On the other end of the spectrum is the fast and relaxed approach, which can be tempting, especially in environments prioritizing quick results over meticulous detail. This method occasionally leads to the extreme of entirely neglecting intentional data modeling. As discussed previously, there are scenarios where this might be acceptable. Still, it comes with its own set of drawbacks. As I say in my talks, “The lack of a model is still a model. It’s just a crappy model.” High-interest technical and data debt come first. Later, organizational debt comes when people don't trust the data or the shoddy data model impacts critical systems and processes.
The lack of a model is still a model. It’s just a crappy model.
The pendulum of data modeling approaches swings widely, reflecting the industry’s cyclical nature of data practices. This dynamic will be explored further in the next chapter. The approach choice largely depends on your situation’s constraints and requirements, a theme I’ll discuss throughout this book. The ideal strategy is to aim for the best possible data model under the circumstances. “Best" is inherently context-dependent, shaped by the available data and resource constraints. Shortcuts made today become debt you’ll need to pay back later. Taking too long and moving at a glacial pace also creates debt.
There's "no free lunch" in data modeling. Everything has a price. Know what you can pay for.

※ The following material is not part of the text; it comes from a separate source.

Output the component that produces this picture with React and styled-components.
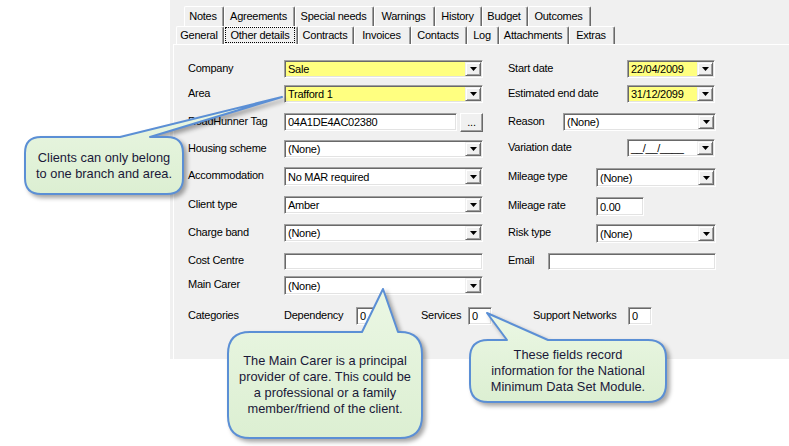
import React from "react";
import styled, { createGlobalStyle } from "styled-components";

const Global = createGlobalStyle`
  html, body { margin: 0; padding: 0; background: #ffffff; }
  body { width: 789px; height: 446px; overflow: hidden; font-family: "Liberation Sans", Arial, sans-serif; }
`;

const Stage = styled.div`
  position: relative;
  width: 789px;
  height: 446px;
  background: #ffffff;
`;

const Window = styled.div`
  box-sizing: border-box;
  margin-left: 170px;
  width: 619px;
  height: 359px;
  background: #f0f0f0;
  padding: 6px 0 0 3px;
  display: flex;
  flex-direction: column;
  font-family: "Liberation Sans", Arial, sans-serif;
  font-size: 11px;
  letter-spacing: -0.25px;
  color: #000;
`;

const TabRow = styled.div`
  display: flex;
  height: ${(p) => p.$h}px;
  padding-left: ${(p) => p.$indent}px;
`;

const Tab = styled.div`
  box-sizing: border-box;
  width: ${(p) => p.$w}px;
  height: 100%;
  display: flex;
  align-items: center;
  justify-content: center;
  background: #f0f0f0;
  border-top: 1px solid #ffffff;
  border-left: 1px solid #ffffff;
  border-right: 1px solid #696969;
  box-shadow: inset -1px 0 0 #a0a0a0;
  border-radius: 2px 2px 0 0;
  padding: 0 2px 1px 0;
  white-space: nowrap;
`;

const FocusText = styled.span`
  box-sizing: border-box;
  display: flex;
  align-items: center;
  justify-content: center;
  width: 100%;
  height: 100%;
  outline: 1px dotted #000;
  outline-offset: -1px;
`;

const Page = styled.div`
  flex: 1;
  border-top: 1px solid #ffffff;
  border-left: 1px solid #ffffff;
  padding: 15px 0 0 14px;
`;

const Columns = styled.div`
  display: flex;
  gap: 25px;
  align-items: flex-start;
`;

const Column = styled.div`
  display: flex;
  flex-direction: column;
  width: ${(p) => p.$w}px;
`;

const Row = styled.div`
  display: flex;
  align-items: center;
  height: ${(p) => p.$h || 18}px;
  margin-top: ${(p) => p.$mt || 0}px;
`;

const Label = styled.div`
  width: ${(p) => p.$w}px;
  flex: none;
  padding-bottom: 3px;
  white-space: nowrap;
`;

const Field = styled.div`
  box-sizing: border-box;
  width: ${(p) => p.$w}px;
  height: 100%;
  flex: none;
  border: 1px solid;
  border-color: #a0a0a0 #ffffff #ffffff #a0a0a0;
  box-shadow: inset 1px 1px 0 #696969, inset -1px -1px 0 #e3e3e3;
  background: ${(p) => (p.$yellow ? "#ffff80" : "#ffffff")};
  display: flex;
  align-items: center;
  padding: 1px 1px 1px 1px;
`;

const FieldText = styled.span`
  flex: 1;
  padding-left: 2px;
  white-space: nowrap;
  overflow: hidden;
`;

const DropButton = styled.div`
  box-sizing: border-box;
  width: 16px;
  height: 100%;
  flex: none;
  background: #f0f0f0;
  border: 1px solid;
  border-color: #f0f0f0 #696969 #696969 #f0f0f0;
  box-shadow: inset 1px 1px 0 #ffffff, inset -1px -1px 0 #a0a0a0;
  display: flex;
  align-items: center;
  justify-content: center;
`;

const EllipsisButton = styled.div`
  box-sizing: border-box;
  width: 23px;
  height: 19px;
  margin-left: 3px;
  flex: none;
  background: #f0f0f0;
  border: 1px solid;
  border-color: #ffffff #696969 #696969 #ffffff;
  box-shadow: inset -1px -1px 0 #a0a0a0;
  display: flex;
  align-items: flex-end;
  justify-content: center;
  padding-bottom: 3px;
  line-height: 1;
`;

const CatRow = styled.div`
  display: flex;
  align-items: center;
  height: 18px;
  margin-top: 12px;
`;

const SmallBox = styled(Field)`
  margin-right: ${(p) => p.$mr || 0}px;
`;

const Bubble = styled.svg`
  position: absolute;
  left: 0;
  top: 0;
  width: 789px;
  height: 446px;
  pointer-events: none;
  overflow: visible;
  filter: drop-shadow(3px 3px 2px rgba(0, 0, 0, 0.35));
`;

const BubbleText = styled.div`
  position: absolute;
  left: ${(p) => p.$x}px;
  top: ${(p) => p.$y}px;
  width: ${(p) => p.$w}px;
  height: ${(p) => p.$h}px;
  display: flex;
  align-items: center;
  justify-content: center;
  text-align: center;
  font-family: "Liberation Sans", Arial, sans-serif;
  font-size: 12.8px;
  line-height: 16px;
  color: #1a1838;
  padding-top: ${(p) => p.$pt || 0}px;
  box-sizing: border-box;
`;

const Arrow = () => (
  <svg width="7" height="4" viewBox="0 0 7 4">
    <polygon points="0,0 7,0 3.5,4" fill="#000" />
  </svg>
);

const Combo = ({ w, value, yellow }) => (
  <Field $w={w} $yellow={yellow}>
    <FieldText>{value}</FieldText>
    <DropButton>
      <Arrow />
    </DropButton>
  </Field>
);

const Input = ({ w, value }) => (
  <Field $w={w}>
    <FieldText>{value}</FieldText>
  </Field>
);

function bubblePath(x, y, w, h, r, b1, b2, tx, ty) {
  return [
    `M ${x + r} ${y}`,
    `L ${b1} ${y}`,
    `L ${tx} ${ty}`,
    `L ${b2} ${y}`,
    `L ${x + w - r} ${y}`,
    `Q ${x + w} ${y} ${x + w} ${y + r}`,
    `L ${x + w} ${y + h - r}`,
    `Q ${x + w} ${y + h} ${x + w - r} ${y + h}`,
    `L ${x + r} ${y + h}`,
    `Q ${x} ${y + h} ${x} ${y + h - r}`,
    `L ${x} ${y + r}`,
    `Q ${x} ${y} ${x + r} ${y}`,
    "Z",
  ].join(" ");
}

const Callout = ({ id, x, y, w, h, r, b1, b2, tx, ty, children }) => (
  <>
    <Bubble viewBox="0 0 789 446">
      <defs>
        <linearGradient id={id} x1="0" y1="0" x2="0" y2="1">
          <stop offset="0" stopColor="#ebf7e4" />
          <stop offset="1" stopColor="#dcefd2" />
        </linearGradient>
      </defs>
      <path
        d={bubblePath(x, y, w, h, r, b1, b2, tx, ty)}
        fill={`url(#${id})`}
        stroke="#5b8fd5"
        strokeWidth="2"
        strokeLinejoin="round"
      />
    </Bubble>
    <BubbleText $x={x} $y={y} $w={w} $h={h}>
      {children}
    </BubbleText>
  </>
);

const row1 = [
  ["Notes", 40],
  ["Agreements", 71],
  ["Special needs", 79],
  ["Warnings", 61],
  ["History", 47],
  ["Budget", 46],
  ["Outcomes", 63],
];
const row2 = [
  ["General", 48],
  ["Other details", 74],
  ["Contracts", 56],
  ["Invoices", 57],
  ["Contacts", 56],
  ["Log", 32],
  ["Attachments", 70],
  ["Extras", 46],
];

export default function App() {
  return (
    <Stage>
      <Global />
      <Window>
        <TabRow $h={20} $indent={11}>
          {row1.map(([t, w]) => (
            <Tab key={t} $w={w}>
              {t}
            </Tab>
          ))}
        </TabRow>
        <TabRow $h={18} $indent={3}>
          {row2.map(([t, w]) => (
            <Tab key={t} $w={w}>
              {t === "Other details" ? <FocusText>{t}</FocusText> : t}
            </Tab>
          ))}
        </TabRow>
        <Page>
          <Columns>
            <Column $w={295}>
              <Row>
                <Label $w={96}>Company</Label>
                <Combo w={199} value="Sale" yellow />
              </Row>
              <Row $mt={7}>
                <Label $w={96}>Area</Label>
                <Combo w={199} value="Trafford 1" yellow />
              </Row>
              <Row $mt={10}>
                <Label $w={96}>RoadHunner Tag</Label>
                <Input w={173} value="04A1DE4AC02380" />
                <EllipsisButton>...</EllipsisButton>
              </Row>
              <Row $mt={9}>
                <Label $w={96}>Housing scheme</Label>
                <Combo w={199} value="(None)" />
              </Row>
              <Row $mt={9} $h={19}>
                <Label $w={96}>Accommodation</Label>
                <Combo w={199} value="No MAR required" />
              </Row>
              <Row $mt={10}>
                <Label $w={96}>Client type</Label>
                <Combo w={199} value="Amber" />
              </Row>
              <Row $mt={10}>
                <Label $w={96}>Charge band</Label>
                <Combo w={199} value="(None)" />
              </Row>
              <Row $mt={11} $h={17}>
                <Label $w={96}>Cost Centre</Label>
                <Input w={199} value="" />
              </Row>
              <Row $mt={6} $h={19}>
                <Label $w={96}>Main Carer</Label>
                <Combo w={199} value="(None)" />
              </Row>
            </Column>
            <Column $w={208}>
              <Row>
                <Label $w={119}>Start date</Label>
                <Combo w={88} value="22/04/2009" yellow />
              </Row>
              <Row $mt={7}>
                <Label $w={119}>Estimated end date</Label>
                <Combo w={88} value="31/12/2099" yellow />
              </Row>
              <Row $mt={10}>
                <Label $w={55}>Reason</Label>
                <Combo w={153} value="(None)" />
              </Row>
              <Row $mt={8}>
                <Label $w={119}>Variation date</Label>
                <Combo w={88} value="__/__/____" />
              </Row>
              <Row $mt={11} $h={19}>
                <Label $w={88}>Mileage type</Label>
                <Combo w={120} value="(None)" />
              </Row>
              <Row $mt={10} $h={19}>
                <Label $w={88}>Mileage rate</Label>
                <Input w={48} value="0.00" />
              </Row>
              <Row $mt={8} $h={19}>
                <Label $w={88}>Risk type</Label>
                <Combo w={120} value="(None)" />
              </Row>
              <Row $mt={10} $h={17}>
                <Label $w={40}>Email</Label>
                <Input w={168} value="" />
              </Row>
            </Column>
          </Columns>
          <CatRow>
            <Label $w={96}>Categories</Label>
            <Label $w={72}>Dependency</Label>
            <SmallBox $w={24} $mr={41}>
              <FieldText>0</FieldText>
            </SmallBox>
            <Label $w={47}>Services</Label>
            <SmallBox $w={24} $mr={41}>
              <FieldText>0</FieldText>
            </SmallBox>
            <Label $w={95}>Support Networks</Label>
            <SmallBox $w={24}>
              <FieldText>0</FieldText>
            </SmallBox>
          </CatRow>
        </Page>
      </Window>

      <Callout id="g1" x={25} y={137} w={158} h={57} r={16} b1={120} b2={150} tx={282} ty={97}>
        Clients can only belong
        <br />
        to one branch and area.
      </Callout>
      <Callout id="g2" x={228} y={332} w={194} h={106} r={22} b1={362} b2={398} tx={383} ty={289}>
        The Main Carer is a principal
        <br />
        provider of care. This could be
        <br />a professional or a family
        <br />
        member/friend of the client.
      </Callout>
      <Callout id="g3" x={470} y={340} w={196} h={62} r={18} b1={507} b2={548} tx={487} ty={313}>
        These fields record
        <br />
        information for the National
        <br />
        Minimum Data Set Module.
      </Callout>
    </Stage>
  );
}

Interesting, I thought organizational debt here was going to refer to what I’ve come to call the “semantic debt” that starts (or has the potential) to accrue once you create the model - i.e. the potential drift between actual and modeled business concepts or processes if you don’t stay on top of it. Particularly the shifts that don’t correspond to breaking changes that can bring them to the surface. In my experience that idea is hard for people to grasp.
And with data models, once reports are made with a model, it is difficult to refactor without breaking changes in reports.